If you are an American Catholic who believes the Church has strayed from the Gospel message focused on works of charity and taking care of the poor and disaffected the Pope’s lengthy interview provides a welcome dose of hope. For those inclined to embrace the Church’s unfailing focus on abortion and gay marriage the Pope has no doubt created some heartburn in the pews. Even the doctrinaire Archbishop of New York had to admit that the big-minded Pope had created “a breath of fresh air.”
Reading the remarkable interview one come away with the impression of a man of faith who, like most of us, struggles with that faith. In how he wages that struggle is the essence of leadership in the modern age – humility, candor, humor, an appeal to reason and above all inclusion.
Contrast Pope Francis’ approach with the senseless bickering and daily preening of small-minded leaders in Washington, D.C. Oh but to possess the certainty of a Sen. Ted Cruz, a young man who has been in the Senate for weeks and has seen his head grow daily ever larger as he speaks as the oracle of the ages that he apparently believes himself to be. So full of their convictions and themselves are Cruz and his Tea Party acolytes that they threaten, bluster and filibuster the country to the edge of another fiscal cliff to unfund a law that both houses of Congress passed and the president signed – three and a half years ago.
In the depressing aftermath of another mass murder by guns, this time in the nation’s capitol, the NRA’s mouthpiece rails against the “broken” mental health system, but nowhere hints at even a tiny bit of humbleness that might acknowledge that the gun culture the NRA helped create might – just might – have something to do with the outrageous level of gun violence in America. In this ever-so-sure world there are never shades of grey only moral certainty articulated in a loud voice.
Or consider those members of Congress like Indiana Republican Marlin Stutzman who voted recently to throw several million poor Americans off food stamps in a move that the Congressman casually says “eliminates loopholes, ensures work requirements, and puts us on a fiscally responsible path.” Mr. Stutzman’s appeal to reason doesn’t look so good when you understand that he took away $39 billion in food assistance with one hand, while cashing in on his own $200,000 farm subsidy with the other and he wasn’t alone. A “fiscally responsible path” obviously only leads to the other guys door.
I could go on, but you get the drift. Little wonder Americans have essentially given up on their political leaders handing the Congress a 20% approval rating, which is actually up a couple of points apparently because voters are embracing Congressional reluctance to rush into another war. Imagine that. Still compared to the enormous problems we face – from gun violence to failing schools, from climate change to a middling economy – the swelled heads who might actually try to tackle those problems seem so very small, so very petty and so very lacking in humility.

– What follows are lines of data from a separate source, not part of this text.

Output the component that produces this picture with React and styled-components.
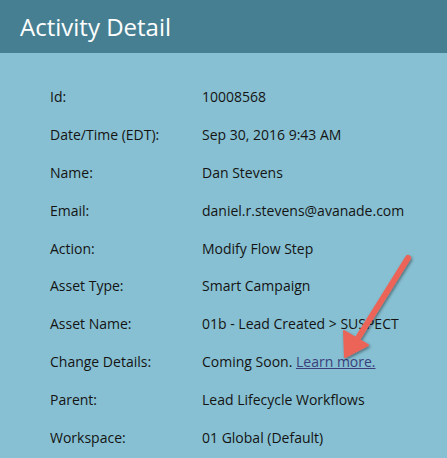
import React from "react";
import styled, { createGlobalStyle } from "styled-components";

const Global = createGlobalStyle`
  html, body { margin: 0; padding: 0; background: #87c0d2; }
  body { font-family: "Open Sans", "Noto Sans", sans-serif; }
`;

const Page = styled.div`
  position: relative;
  width: 447px;
  height: 458px;
  overflow: hidden;
  background: #87c0d2;
`;

const Header = styled.header`
  height: 53px;
  background: #477f92;
  display: flex;
  align-items: center;
  padding-left: 20px;
  box-sizing: border-box;
`;

const Title = styled.h1`
  margin: 0;
  font-size: 24px;
  font-weight: 400;
  color: #ffffff;
`;

const Details = styled.dl`
  margin: 0;
  padding: 25px 0 0 50px;
  display: grid;
  grid-template-columns: 152px 1fr;
  grid-auto-rows: 37.8px;
  align-items: center;
  font-size: 14px;
  color: #141414;
`;

const Label = styled.dt`
  margin: 0;
`;

const Value = styled.dd`
  margin: 0;
  white-space: nowrap;
`;

const Link = styled.a`
  color: #3a3f7c;
  text-decoration: underline;
`;

const Arrow = styled.svg`
  position: absolute;
  left: 320px;
  top: 245px;
  overflow: visible;
`;

const rows = [
  ["Id:", "10008568"],
  ["Date/Time (EDT):", "Sep 30, 2016 9:43 AM"],
  ["Name:", "Dan Stevens"],
  ["Email:", "daniel.r.stevens@avanade.com"],
  ["Action:", "Modify Flow Step"],
  ["Asset Type:", "Smart Campaign"],
  ["Asset Name:", "01b - Lead Created > SUSPECT"],
  ["Change Details:", null],
  ["Parent:", "Lead Lifecycle Workflows"],
  ["Workspace:", "01 Global (Default)"],
];

export default function App() {
  return (
    <Page>
      <Global />
      <Header>
        <Title>Activity Detail</Title>
      </Header>
      <Details>
        {rows.map(([l, v]) => (
          <React.Fragment key={l}>
            <Label>{l}</Label>
            <Value>
              {v ?? (
                <>
                  Coming Soon. <Link href="#">Learn more.</Link>
                </>
              )}
            </Value>
          </React.Fragment>
        ))}
      </Details>
      <Arrow width="110" height="130" viewBox="0 0 110 130">
        <defs>
          <filter id="sh" x="-30%" y="-30%" width="160%" height="160%">
            <feDropShadow dx="1" dy="1.5" stdDeviation="1.5" floodColor="#000" floodOpacity="0.45" />
          </filter>
        </defs>
        <g filter="url(#sh)">
          <line x1="88" y1="13" x2="38" y2="93" stroke="#ec6459" strokeWidth="6" strokeLinecap="round" />
          <polygon points="25,112 24,86 48,100" fill="#ec6459" stroke="#ec6459" strokeWidth="2" strokeLinejoin="round" />
        </g>
      </Arrow>
    </Page>
  );
}
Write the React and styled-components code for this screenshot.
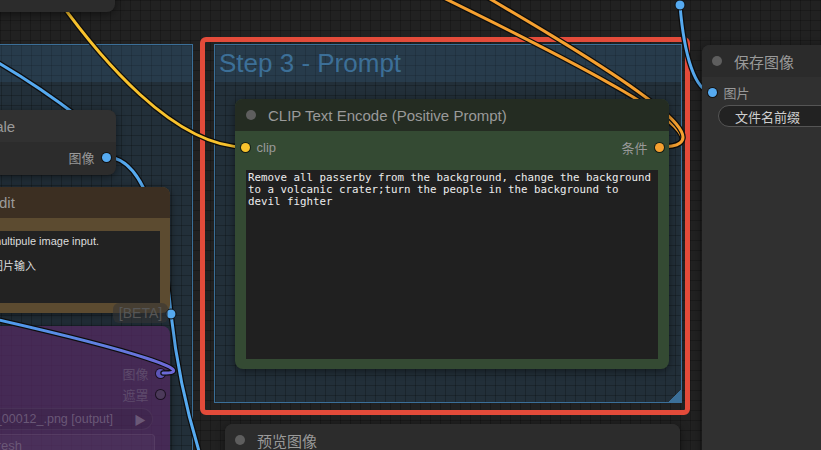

As Frank Bruni wrote of the Pope, “authority can come from a mix of sincerity and humility as much as from any blazing, blinding conviction, and that stature is a respect you earn, not a pedestal you grab. That’s a useful lesson in this grabby age of ours.”
Pope Francis, the Jesuit scholar who loves Mozart, Puccini and Fellini’s films, knows something most people in modern public life seem unwilling to learn. You lead not by having the best daily soundbite or finding the newest, most novel way to insult your opponent, but by walking in the other person’s shoes, understanding their motivations and fears and by appealing not to the crassness of partisan politics, but to the sweet reason that is the product of facts and candor and trust.
“We must walk united with our differences: there is no other way to become one. This is the way of Jesus” says the pontiff from Buenos Aires. This still new Pope is doing something Washington, D.C. hasn’t done for a long time. He’s making sense.